/ 25 June 2010

Beware the bogus Pilates trainer

Ageless movie stars swear by it, GPs recommend it to pregnant women, fitness magazines offer do-it-yourself work-outs and, if you profess to having backache, someone at the watercooler is bound to suggest it. Pilates.

The very word conjures up images of leotard-clad women stretching to the chimes of a global ethnic soundtrack. Developed early in the 20th century by gymnast Joseph Pilates, the low-impact training method quickly gained favour with dancers in New York and continued to grow in the dance community.

In the past 10 years, the training method has gone from obscure home-studio practice to fitness buzzword. But is your Pilates instructor really qualified to fiddle with your posture?

Some instructors say consumers could be taking a risk every time they perform a swan dive and that it’s time to regulate the industry. There are more than 1 000 private Pilates instructors in South Africa, and that doesn’t even count those teaching at the major gyms.

Yet those who train Pilates instructors are under no obligation to adhere to international standards or be accredited by the Tourism, Hospitality and Sport Education Training Authority (Theta).
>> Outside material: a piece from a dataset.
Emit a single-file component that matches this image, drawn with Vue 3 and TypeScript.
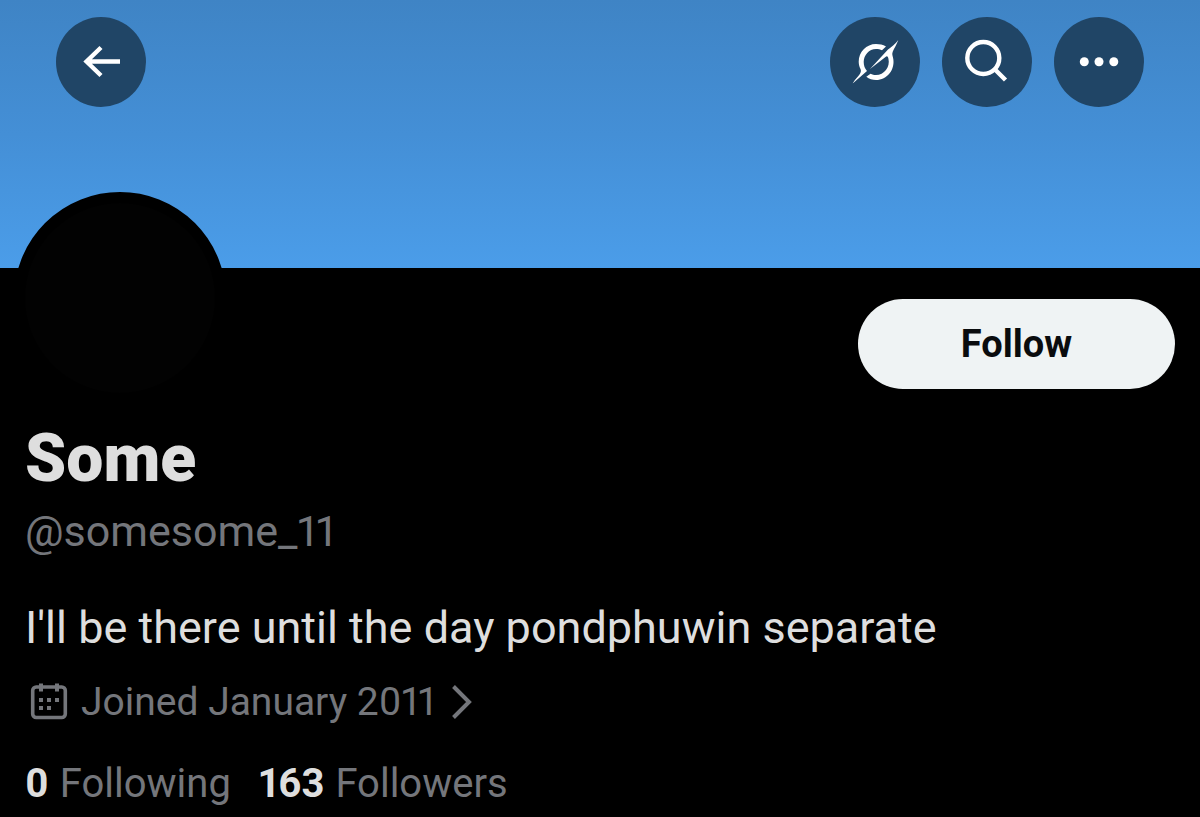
<script setup lang="ts">
interface Stat {
  count: number
  label: string
}

const profile = {
  name: 'Some',
  handle: '@somesome_11',
  bio: "I'll be there until the day pondphuwin separate",
  joined: 'Joined January 2011',
}

const stats: Stat[] = [
  { count: 0, label: 'Following' },
  { count: 163, label: 'Followers' },
]
</script>

<template>
  <main class="page">
    <header class="banner">
      <button class="round" type="button" aria-label="Back">
        <svg viewBox="0 0 90 90" fill="none" stroke="#fff" stroke-width="4.400">
          <path d="M64 44.500H30M45 30.500L30.500 44.500L45 58.500" />
        </svg>
      </button>
      <nav class="actions" aria-label="Profile actions">
        <button class="round" type="button" aria-label="Grok">
          <svg viewBox="0 0 90 90" fill="#fff">
            <path d="M56 29.500C53 27.700 49.500 27 46 27C36.400 27 28.700 35 28.700 44.700C28.700 47.500 29.500 50 30.500 52C31.700 55 30 57 27.500 60C25.700 62 24 64 22.700 66.500L37 54C34.800 51.500 33.700 48.500 33.700 45C33.700 38 39 31.900 46 31.900C48.300 31.900 50.300 32.400 52 33.200Z" />
            <path d="M40 52L58 32.500C61.500 30 65.500 27 68.300 23C66.500 27.500 64.500 31 62.800 34.500C61.800 36.800 62.500 38.500 63 40.500C65.800 52.500 57 63 46 63C42.500 63 39.200 61.800 36.300 59.700L40.500 56.700C42.300 57.600 44 58.100 46 58.100C54 58.100 60.500 50 58.400 41.500C57.900 39.300 57 38.700 55.500 39.900Z" />
          </svg>
        </button>
        <button class="round" type="button" aria-label="Search">
          <svg viewBox="0 0 90 90" fill="none" stroke="#fff" stroke-width="4.400">
            <circle cx="41.300" cy="41" r="16" />
            <path d="M52.500 52L63.500 63" />
          </svg>
        </button>
        <button class="round" type="button" aria-label="More">
          <svg viewBox="0 0 90 90" fill="#fff">
            <circle cx="30.300" cy="44.800" r="4.500" />
            <circle cx="45" cy="44.800" r="4.500" />
            <circle cx="59.800" cy="44.800" r="4.500" />
          </svg>
        </button>
      </nav>
    </header>

    <section class="profile">
      <div class="top">
        <div class="avatar" role="img" aria-label="Profile picture"></div>
        <button class="follow" type="button">Follow</button>
      </div>
      <h1 class="name">{{ profile.name }}</h1>
      <p class="handle">{{ profile.handle }}</p>
      <p class="bio">{{ profile.bio }}</p>
      <a class="joined" href="#about">
        <svg class="calendar" viewBox="0 0 40 40" fill="none" stroke="currentColor">
          <rect x="3.700" y="5" width="32.600" height="30.500" rx="3.500" stroke-width="3.600" />
          <path d="M12 1.500V9.500M28 1.500V9.500M10 18H14M18 18H22M26 18H30M10 26H14M18 26H22" stroke-width="4" />
        </svg>
        <span>{{ profile.joined }}</span>
        <svg class="chevron" viewBox="0 0 22 40" fill="none" stroke="currentColor" stroke-width="4">
          <path d="M2.500 4.500L18 20L2.500 35.500" />
        </svg>
      </a>
      <div class="stats">
        <a v-for="stat in stats" :key="stat.label" class="stat" :href="'#' + stat.label.toLowerCase()">
          <strong>{{ stat.count }}</strong>
          <span>{{ stat.label }}</span>
        </a>
      </div>
    </section>
  </main>
</template>

<style>
body {
  margin: 0;
  background: #000;
}
</style>

<style scoped>
.page {
  min-height: 100vh;
  background: #000;
  color: #dedede;
  font-family: Roboto, "Liberation Sans", sans-serif;
  font-variant-numeric: proportional-nums;
}

.banner {
  display: flex;
  justify-content: space-between;
  align-items: flex-start;
  box-sizing: border-box;
  height: 268px;
  padding: 17px 56px;
  background: linear-gradient(#3f84c5, #448fd6 50%, #4b9de9);
}

.actions {
  display: flex;
  gap: 22px;
}

.round {
  width: 90px;
  height: 90px;
  padding: 0;
  border: 0;
  border-radius: 50%;
  background: #204566;
  cursor: pointer;
}

.round svg {
  display: block;
  width: 90px;
  height: 90px;
}

.profile {
  padding: 0 25px 8px;
}

.top {
  display: flex;
  justify-content: space-between;
  align-items: flex-start;
}

.avatar {
  box-sizing: border-box;
  width: 212px;
  height: 212px;
  margin: -76px 0 0 -11px;
  border: 11px solid #000;
  border-radius: 50%;
  background: #020202;
}

.follow {
  width: 317px;
  height: 90px;
  margin-top: 31px;
  border: 0;
  border-radius: 45px;
  background: #eff3f4;
  color: #0a0c0e;
  font: 700 38px Roboto, "Liberation Sans", sans-serif;
  cursor: pointer;
}

.name {
  margin: 15px 0 0;
  font-size: 66px;
  line-height: 80px;
  font-weight: 900;
}

.handle {
  margin: 4px 0 0;
  color: #74767b;
  font-size: 43px;
  line-height: 56px;
}

.bio {
  margin: 41px 0 0;
  font-size: 45px;
  line-height: 56px;
}

.joined {
  display: flex;
  align-items: center;
  width: fit-content;
  margin: 22px 0 0 4px;
  color: #74767b;
  font-size: 39px;
  line-height: 48px;
  text-decoration: none;
}

.calendar {
  width: 40px;
  height: 40px;
  margin-right: 12px;
}

.chevron {
  width: 22px;
  height: 40px;
  margin-left: 16px;
}

.stats {
  display: flex;
  gap: 28px;
  margin-top: 34px;
  font-size: 40px;
  line-height: 48px;
}

.stat {
  display: flex;
  gap: 11px;
  color: #74767b;
  text-decoration: none;
}

.stat strong {
  color: #dedede;
}
</style>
The fitness sector itself is unregulated, with legislation still in the discussion stages.

Pilates instructor Anita Vos said it was a ‘buyer beware situation” in South Africa and the onus was on the client to check a trainer’s credentials. ‘You have someone who has a back injury who wants to do Pilates and [they] land up with someone who’s looked at a video and has called themselves an instructor.
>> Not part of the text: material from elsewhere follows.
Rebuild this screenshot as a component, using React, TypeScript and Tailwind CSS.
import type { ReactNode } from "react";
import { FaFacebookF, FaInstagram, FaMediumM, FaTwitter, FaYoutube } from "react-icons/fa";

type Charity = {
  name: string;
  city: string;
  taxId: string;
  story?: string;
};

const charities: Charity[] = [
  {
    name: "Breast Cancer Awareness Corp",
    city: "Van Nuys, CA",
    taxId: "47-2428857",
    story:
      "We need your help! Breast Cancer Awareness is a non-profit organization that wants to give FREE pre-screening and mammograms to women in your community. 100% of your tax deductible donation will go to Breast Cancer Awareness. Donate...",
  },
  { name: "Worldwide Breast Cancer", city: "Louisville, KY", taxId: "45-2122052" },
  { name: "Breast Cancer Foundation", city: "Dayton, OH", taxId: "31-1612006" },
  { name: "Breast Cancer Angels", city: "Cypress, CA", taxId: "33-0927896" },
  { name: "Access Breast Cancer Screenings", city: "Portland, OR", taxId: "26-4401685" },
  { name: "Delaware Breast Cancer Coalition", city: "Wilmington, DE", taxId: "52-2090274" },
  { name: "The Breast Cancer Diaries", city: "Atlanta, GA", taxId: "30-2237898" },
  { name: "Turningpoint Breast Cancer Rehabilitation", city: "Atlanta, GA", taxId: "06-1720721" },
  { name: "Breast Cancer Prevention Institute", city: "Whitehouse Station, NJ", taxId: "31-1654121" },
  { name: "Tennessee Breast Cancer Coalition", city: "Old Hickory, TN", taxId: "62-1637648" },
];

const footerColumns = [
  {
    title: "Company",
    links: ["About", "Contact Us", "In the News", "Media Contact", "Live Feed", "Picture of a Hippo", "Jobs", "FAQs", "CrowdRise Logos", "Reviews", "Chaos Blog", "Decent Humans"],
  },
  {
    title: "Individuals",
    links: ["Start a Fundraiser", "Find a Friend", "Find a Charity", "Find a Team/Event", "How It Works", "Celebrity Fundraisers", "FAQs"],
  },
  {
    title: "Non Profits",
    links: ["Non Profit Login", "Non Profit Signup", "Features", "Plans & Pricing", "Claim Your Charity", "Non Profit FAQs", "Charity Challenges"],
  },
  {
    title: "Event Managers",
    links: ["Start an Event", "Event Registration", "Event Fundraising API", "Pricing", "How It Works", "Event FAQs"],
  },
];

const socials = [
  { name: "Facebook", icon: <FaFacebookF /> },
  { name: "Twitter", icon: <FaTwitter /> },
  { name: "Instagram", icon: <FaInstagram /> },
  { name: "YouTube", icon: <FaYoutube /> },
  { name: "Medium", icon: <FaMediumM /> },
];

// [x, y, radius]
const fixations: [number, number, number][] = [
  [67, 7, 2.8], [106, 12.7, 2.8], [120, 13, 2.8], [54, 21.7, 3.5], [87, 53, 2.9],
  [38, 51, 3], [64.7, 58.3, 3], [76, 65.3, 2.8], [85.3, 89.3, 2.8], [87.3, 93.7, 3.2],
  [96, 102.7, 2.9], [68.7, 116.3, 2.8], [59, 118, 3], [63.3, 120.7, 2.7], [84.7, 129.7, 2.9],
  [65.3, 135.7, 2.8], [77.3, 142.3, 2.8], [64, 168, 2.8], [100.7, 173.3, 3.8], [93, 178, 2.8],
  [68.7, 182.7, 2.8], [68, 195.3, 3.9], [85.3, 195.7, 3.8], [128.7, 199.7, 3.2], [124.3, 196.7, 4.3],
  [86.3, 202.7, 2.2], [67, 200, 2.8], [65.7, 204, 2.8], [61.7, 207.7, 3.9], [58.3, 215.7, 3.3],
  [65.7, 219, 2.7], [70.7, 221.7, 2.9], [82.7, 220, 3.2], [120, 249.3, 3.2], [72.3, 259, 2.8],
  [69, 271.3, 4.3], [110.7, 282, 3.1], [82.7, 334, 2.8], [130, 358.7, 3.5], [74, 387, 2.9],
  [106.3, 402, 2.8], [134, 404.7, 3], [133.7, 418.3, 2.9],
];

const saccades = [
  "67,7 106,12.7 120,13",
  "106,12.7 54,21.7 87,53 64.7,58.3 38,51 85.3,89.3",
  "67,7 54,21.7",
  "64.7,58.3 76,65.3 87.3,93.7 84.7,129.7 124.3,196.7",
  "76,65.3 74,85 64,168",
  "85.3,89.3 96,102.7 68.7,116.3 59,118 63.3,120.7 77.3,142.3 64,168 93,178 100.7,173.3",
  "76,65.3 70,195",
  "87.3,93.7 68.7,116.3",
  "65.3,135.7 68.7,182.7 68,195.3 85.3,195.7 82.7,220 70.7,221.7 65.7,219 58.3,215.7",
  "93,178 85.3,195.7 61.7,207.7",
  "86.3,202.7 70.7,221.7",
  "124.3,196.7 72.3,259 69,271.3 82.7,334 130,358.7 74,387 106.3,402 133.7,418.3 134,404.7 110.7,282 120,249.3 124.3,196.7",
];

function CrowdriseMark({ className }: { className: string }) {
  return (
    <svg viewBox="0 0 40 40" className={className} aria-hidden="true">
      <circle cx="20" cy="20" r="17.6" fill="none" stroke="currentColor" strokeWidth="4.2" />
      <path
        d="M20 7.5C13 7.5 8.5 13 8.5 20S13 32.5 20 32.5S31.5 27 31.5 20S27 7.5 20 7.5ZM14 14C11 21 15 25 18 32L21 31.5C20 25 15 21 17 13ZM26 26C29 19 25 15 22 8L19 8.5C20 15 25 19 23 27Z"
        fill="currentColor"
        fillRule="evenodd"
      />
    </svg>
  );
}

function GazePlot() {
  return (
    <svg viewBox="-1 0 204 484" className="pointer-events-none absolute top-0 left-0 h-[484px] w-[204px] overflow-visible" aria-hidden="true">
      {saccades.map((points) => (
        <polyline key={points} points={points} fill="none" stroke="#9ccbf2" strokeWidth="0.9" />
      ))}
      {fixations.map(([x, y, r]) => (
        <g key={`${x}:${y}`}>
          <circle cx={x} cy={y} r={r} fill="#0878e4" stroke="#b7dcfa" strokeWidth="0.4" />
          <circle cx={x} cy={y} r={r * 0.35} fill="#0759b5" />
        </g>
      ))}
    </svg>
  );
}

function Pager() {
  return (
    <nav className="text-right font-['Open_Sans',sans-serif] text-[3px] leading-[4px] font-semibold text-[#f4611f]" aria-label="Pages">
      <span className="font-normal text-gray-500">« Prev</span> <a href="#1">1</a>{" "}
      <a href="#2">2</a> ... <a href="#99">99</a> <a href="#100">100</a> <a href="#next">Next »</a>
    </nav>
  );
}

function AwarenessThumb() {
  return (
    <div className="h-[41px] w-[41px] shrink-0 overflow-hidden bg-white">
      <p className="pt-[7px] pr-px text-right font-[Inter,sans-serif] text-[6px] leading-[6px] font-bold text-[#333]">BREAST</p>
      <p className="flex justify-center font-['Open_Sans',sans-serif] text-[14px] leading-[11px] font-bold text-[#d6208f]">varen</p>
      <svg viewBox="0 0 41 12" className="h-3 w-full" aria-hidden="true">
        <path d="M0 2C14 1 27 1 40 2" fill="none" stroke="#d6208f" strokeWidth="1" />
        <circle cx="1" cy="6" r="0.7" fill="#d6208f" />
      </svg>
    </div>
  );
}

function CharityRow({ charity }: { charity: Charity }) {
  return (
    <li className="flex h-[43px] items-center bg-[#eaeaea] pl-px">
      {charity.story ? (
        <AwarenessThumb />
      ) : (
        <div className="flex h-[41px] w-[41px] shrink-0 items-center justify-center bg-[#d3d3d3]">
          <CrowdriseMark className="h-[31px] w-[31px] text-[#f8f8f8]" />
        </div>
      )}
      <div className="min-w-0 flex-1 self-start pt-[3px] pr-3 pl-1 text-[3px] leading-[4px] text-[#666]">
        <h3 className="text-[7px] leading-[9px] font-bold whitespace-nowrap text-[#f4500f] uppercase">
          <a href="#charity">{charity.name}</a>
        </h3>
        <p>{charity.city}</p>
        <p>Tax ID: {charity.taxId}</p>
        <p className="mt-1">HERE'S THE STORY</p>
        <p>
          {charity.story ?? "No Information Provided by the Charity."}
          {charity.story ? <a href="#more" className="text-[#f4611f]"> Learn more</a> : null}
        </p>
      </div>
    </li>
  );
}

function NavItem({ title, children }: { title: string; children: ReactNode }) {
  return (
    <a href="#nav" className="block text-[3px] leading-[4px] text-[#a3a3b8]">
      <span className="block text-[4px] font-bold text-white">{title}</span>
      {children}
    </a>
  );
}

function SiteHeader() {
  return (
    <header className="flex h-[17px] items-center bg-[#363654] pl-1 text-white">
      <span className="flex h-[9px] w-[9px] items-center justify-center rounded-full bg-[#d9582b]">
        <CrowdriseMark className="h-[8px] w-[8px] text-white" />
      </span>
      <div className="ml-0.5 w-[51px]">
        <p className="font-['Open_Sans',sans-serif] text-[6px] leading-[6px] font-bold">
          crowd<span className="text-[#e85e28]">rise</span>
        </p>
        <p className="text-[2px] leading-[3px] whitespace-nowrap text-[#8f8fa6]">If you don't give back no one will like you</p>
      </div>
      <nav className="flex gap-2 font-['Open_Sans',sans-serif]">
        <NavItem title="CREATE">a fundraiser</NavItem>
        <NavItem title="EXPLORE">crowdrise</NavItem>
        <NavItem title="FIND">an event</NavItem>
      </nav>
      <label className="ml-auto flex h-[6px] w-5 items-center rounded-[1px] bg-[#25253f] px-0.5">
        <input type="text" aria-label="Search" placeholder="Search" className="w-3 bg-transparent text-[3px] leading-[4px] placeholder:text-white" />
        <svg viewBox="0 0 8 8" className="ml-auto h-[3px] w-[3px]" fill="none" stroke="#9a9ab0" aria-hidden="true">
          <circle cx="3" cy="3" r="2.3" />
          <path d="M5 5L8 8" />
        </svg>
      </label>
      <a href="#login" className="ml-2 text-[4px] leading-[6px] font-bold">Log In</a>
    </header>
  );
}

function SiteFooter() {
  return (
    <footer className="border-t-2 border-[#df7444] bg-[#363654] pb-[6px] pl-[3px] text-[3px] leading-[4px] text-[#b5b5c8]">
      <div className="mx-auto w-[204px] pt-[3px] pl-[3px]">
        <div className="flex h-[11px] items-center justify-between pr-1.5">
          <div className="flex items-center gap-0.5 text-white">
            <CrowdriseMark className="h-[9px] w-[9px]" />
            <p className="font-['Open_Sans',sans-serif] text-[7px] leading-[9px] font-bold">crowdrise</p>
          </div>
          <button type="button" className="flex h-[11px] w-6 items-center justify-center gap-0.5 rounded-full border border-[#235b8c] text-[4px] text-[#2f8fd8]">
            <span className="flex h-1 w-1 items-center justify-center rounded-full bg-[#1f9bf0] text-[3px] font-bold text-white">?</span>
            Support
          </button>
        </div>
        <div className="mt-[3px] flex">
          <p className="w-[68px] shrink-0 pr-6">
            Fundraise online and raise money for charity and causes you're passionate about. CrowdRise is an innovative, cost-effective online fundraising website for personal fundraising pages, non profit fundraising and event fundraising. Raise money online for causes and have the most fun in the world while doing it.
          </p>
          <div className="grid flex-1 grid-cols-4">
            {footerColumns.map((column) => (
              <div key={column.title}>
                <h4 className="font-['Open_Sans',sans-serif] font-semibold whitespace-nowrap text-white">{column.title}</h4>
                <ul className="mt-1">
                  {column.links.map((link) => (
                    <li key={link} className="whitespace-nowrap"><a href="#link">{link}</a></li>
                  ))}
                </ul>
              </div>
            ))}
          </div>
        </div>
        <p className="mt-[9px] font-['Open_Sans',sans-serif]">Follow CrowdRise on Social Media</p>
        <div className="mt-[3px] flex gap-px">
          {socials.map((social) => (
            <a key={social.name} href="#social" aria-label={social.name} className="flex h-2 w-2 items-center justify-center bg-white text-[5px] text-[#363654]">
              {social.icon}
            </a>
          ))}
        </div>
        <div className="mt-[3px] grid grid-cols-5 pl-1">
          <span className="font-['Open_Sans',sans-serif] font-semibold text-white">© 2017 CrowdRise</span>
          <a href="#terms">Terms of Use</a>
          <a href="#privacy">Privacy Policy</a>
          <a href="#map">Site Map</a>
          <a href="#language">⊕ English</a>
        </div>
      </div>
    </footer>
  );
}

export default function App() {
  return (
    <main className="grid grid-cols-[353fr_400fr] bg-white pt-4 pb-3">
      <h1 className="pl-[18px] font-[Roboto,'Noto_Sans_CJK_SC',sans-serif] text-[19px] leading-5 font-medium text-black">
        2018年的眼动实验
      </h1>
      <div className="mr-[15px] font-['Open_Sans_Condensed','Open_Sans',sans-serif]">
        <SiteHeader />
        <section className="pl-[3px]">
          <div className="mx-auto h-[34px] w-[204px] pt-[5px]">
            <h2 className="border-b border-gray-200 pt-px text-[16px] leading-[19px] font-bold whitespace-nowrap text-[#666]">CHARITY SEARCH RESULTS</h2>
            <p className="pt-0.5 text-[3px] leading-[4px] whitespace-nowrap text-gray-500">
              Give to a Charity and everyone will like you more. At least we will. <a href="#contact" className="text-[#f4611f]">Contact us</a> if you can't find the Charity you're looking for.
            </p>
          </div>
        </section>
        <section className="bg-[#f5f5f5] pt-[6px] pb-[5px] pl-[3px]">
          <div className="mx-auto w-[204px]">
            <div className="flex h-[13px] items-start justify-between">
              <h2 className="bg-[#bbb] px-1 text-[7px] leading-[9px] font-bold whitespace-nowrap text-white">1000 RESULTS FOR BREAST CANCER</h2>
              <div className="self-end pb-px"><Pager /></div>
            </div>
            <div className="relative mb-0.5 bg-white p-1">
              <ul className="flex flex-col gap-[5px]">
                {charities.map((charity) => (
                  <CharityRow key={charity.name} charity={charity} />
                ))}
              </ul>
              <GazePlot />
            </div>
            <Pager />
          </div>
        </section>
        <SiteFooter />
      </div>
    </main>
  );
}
It’s not common but it’s a risk,” said Vos, who runs www.pilatesinfo.co.za, a website that helps consumers find certified instructors. ‘People should look for a national qualification that’s registered,” said Paul Laemmle, head of special projects at the Exercise Teachers’ Academy.

‘Failing that, look at the instructor’s CV, see if they have years of experience, a good reputation and clients who back them.” But attempts by Theta to standardise qualifications have been met with objections from Pilates purists, who believe they are not rigorous enough to protect the public and that a better standard is needed.

Ebrahim Boomgard, education and training quality assurance manager for Theta, defended the current standards, which put Pilates instructors in the same category as fitness instructors.

‘The skills remain the same but the context is different. You’re teaching people to do a set of exercises and to use equipment,” he said. But those passionate about Pilates say it’s more than a simple fitness routine and can’t be equated with group classes like aerobics.

‘Pilates sits between exercise and rehabilitation. Most people come to Pilates through rehabilitation — We want Theta to recognise the rehabilitation uses of Pilates,” said instructor Yasmin Lambat, who gets 90% of her clients through referrals from clinicians such as physiotherapists and orthopaedic surgeons.

‘All we’re looking for is an accreditation process to protect the general public,” she said. Craig Smith, a physiotherapist and Pilates trainer who also chairs the Sports Physiotherapy Group, said that, with the popularity of Pilates, it was important to ask whether it was becoming a discipline that needed to be regulated separately from fitness.

‘Pilates is operating in a grey area. It straddles two models — training and rehabilitation. We need to decide if it’s going to be one or the other, or both,” he said. But that decision, he said, lay with the authorities.